Conference Coverage

Minimally invasive system smooths cellulite for up to 3 years


 

AT AAD 2016

References

WASHINGTON – The key to treating cellulite may be as simple as cutting a tiny tether.

Vertical bundles of fibrous septae that run through subdermal fat and anchor the skin seem to cause the dimples and bulges that annoy up to 95% of women. Releasing those fibers with a minimally invasive instrument causes an immediate smoothing of the skin – an improvement that appears to last for at least 3 years, according to data presented at the annual meeting of the American Academy of Dermatology.

“At 3 years, the data are remarkably consistent,” said Dr. Michael Kaminer of Yale University, New Haven, Conn. “No one was unsatisfied with the result, and in fact, 93% of the patients were still satisfied or very satisfied. So I would say this meets the criteria of something that is reasonable to offer to our patients.

The Cellfina system can treat up to 30 dimples in a single hour-long session, according to Dr. Kaminer, who discussed the procedure in a video interview. The procedure costs anywhere from $2,500-$6,000 per session, depending on how many dimples are treated.

The device consists of a circular area that provides enough suction to elevate the skin over each dimple. One disposable click-in module contains a 22-gauge multibore needle that delivers local anesthetic. After the anesthetic is delivered, a second module clicks into place. This contains an 18-gauge probe tipped with a very small triangular blade. Inserted 5-6 mm below the skin, the probe can be pivoted back and forth, cutting the septae under the dimple. This releases their constricting effect on the skin, which immediately rebounds and appears smooth. The system does not remove any fat.

Cellfina’s earlier data earned it a 2-year Food and Drug Administration clearance for cellulite treatment. The data presented at the meeting confirm its effect at 3 years, Dr. Kaminer said, and form the basis of an application for a 3-year clearance.

The follow-up study comprised 45 women who had undergone the procedure and were reevaluated by several means: a blinded physician rating of before and after pictures, and a 1- 5 point patient self-evaluation scale, with a change of at least 1 point rated as “satisfactory.”

These women represented all six Fitzpatrick skin types. They were a mean of 40 years old at baseline and had a mean body mass index of 25 kg/m2.

Independent, blinded physicians were given before-and-after photos of all patients and asked to identify which photo showed change. All of the physicians correctly identified all of the “after” photos.

“This was not a subtle change they were seeing in the pictures,” Dr. Kaminer said. “It’s a very, very noticeable improvement that a physician who doesn’t treat cellulite would recognize as something having been done.”

At the 1-year follow-up, patients reported an average improvement of 2 points on the severity scale. This was largely maintained at 3 years; 42 patients (93%) remained satisfied. Of the entire group, 19 patients said they were very satisfied, 23 were “satisfied,” and the rest were neutral. No one was unsatisfied, he noted.

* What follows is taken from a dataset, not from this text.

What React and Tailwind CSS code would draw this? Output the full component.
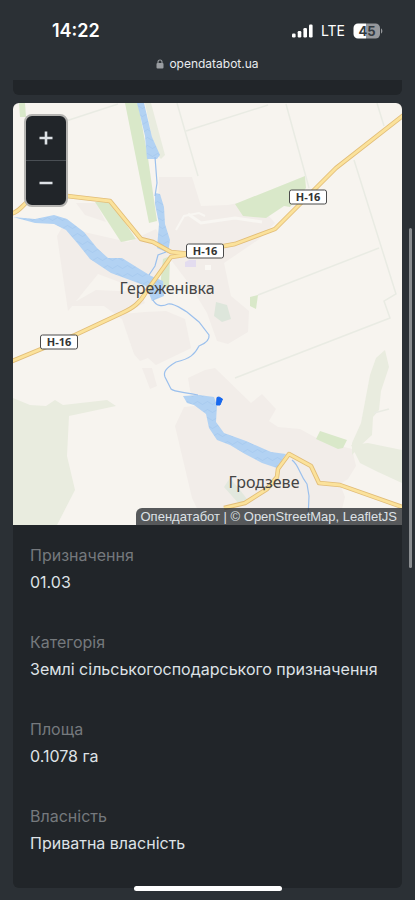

“What this means is that about half of patients had an amazing result and the rest had a very good result,” Dr. Kaminer said. He added that none of the women had requested any retreatment. “Most felt like the improvement they experienced was good enough not to need more.”

In fact, he said, the 3-year follow-up photos seem to show that the contours of the treated areas continued to improve. “It certainly looks that way. We have no idea why this would be,” he said but suggested that once women feel better about the appearance of their legs and rear, they may be more motivated to make such beneficial lifestyle changes as improved diet and regular exercise.

The system has mostly been used for buttock cellulite, but that’s expanding. Dr. Kaminer said. “We are treating a lot of outer thighs now, and we’re starting to move into anterior thighs and seeing excellent results.”

He added that the procedure is very safe and quite easy for patients to tolerate. Postprocedural pain is minimal and managed with nonprescription acetaminophen. Aftercare consists only of wearing a light compression garment – like a body shaper – for a week after the procedure. Adverse events included slight ecchymosis that cleared rapidly; one patient experienced scratching for pruritus.

Some women, however, will experience a residual firmness in treated areas. It’s not clear what this is, Dr. Kaminer said, but it recedes spontaneously over 6-12 months. “If it’s really bothering them, you can inject a little steroid into it. It can sometimes go away with massage.”